VILLAGERS have claimed they have repeatedly been betrayed by the planning system ahead of a decision over a plan to convert a former coal mine site into a centre taking 75,000 tonnes of waste a year.
North Yorkshire County Council is set consider an officer’s recommendation to approve a proposal for the former Stillingfleet mine site, between the villages of Cawood, Stillingfleet and Escrick, despite the authority having agreed in 1979 that the site would be restored to agriculture 12 months after the mine closed.
The mine operation ended in 2004, but the county council did not launch enforcement action against the landowner, and in 2016 decided it would not be in the public interest to do so as part of the mine had been cleared.
The following year Harworth Estates lodged the planning application, which sparked uproar in surrounding villages amid fears the operation would create clouds of dust, significant noise and ecological harm.
Numerous parish councils lodged objections to the scheme highlighting the land would have been a greenfield site if the county council had stuck to the conditions it imposed on the mine and that the waste scheme was totally unsuitable as a large-scale industrial development.
However, Harworth Estates argues that at present, plasterboard waste has to be sent from North Yorkshire to Nottinghamshire for processing to reclaim the gypsum.
An agent for the firm said: “
The proposed site is located within a disused former industrial area that is appropriate for this type of development. The development would provide a sustainable facility for waste recycling that would be of use to the residential, industrial and commercial communities in York and Selby together with the wider area.”

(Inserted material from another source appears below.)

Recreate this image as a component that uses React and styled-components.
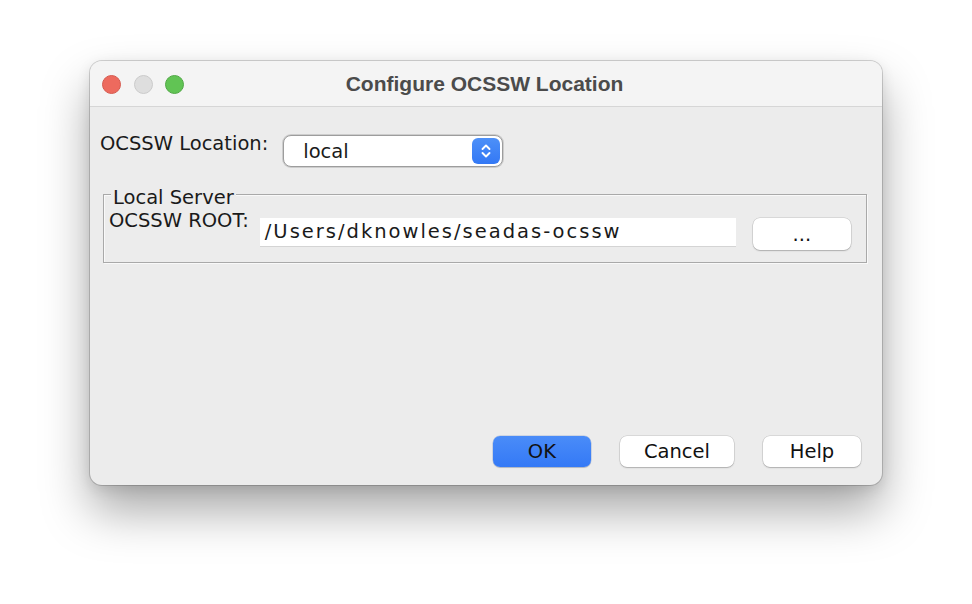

The council’s planning officers have concurred, saying the proposed use was not considered large scale as it would only cover part of the former mine site.
After more than four years of complex legal and planning wrangling over the scheme, the proposal is due to be considered by the county’s planning committee on Tuesday, where objectors have been invited to voice their views.
However, the council’s planning department gave objectors just one day’s notice to submit their comments for the meeting.
Escrick Division councillor Richard Musgrave said while he believed the county council’s planning department was usually efficient and professional, in this case he sympathised with villagers who said they had repeatedly been betrayed and failed by the planning system.
Cllr Musgrave said
“It doesn’t feel that objectors are being given a fair crack of the whip.
“It seems very opportunistic for the landowner to be applying for something that was never meant to be there. The county council chose not to enforce, and I believe it should have done.”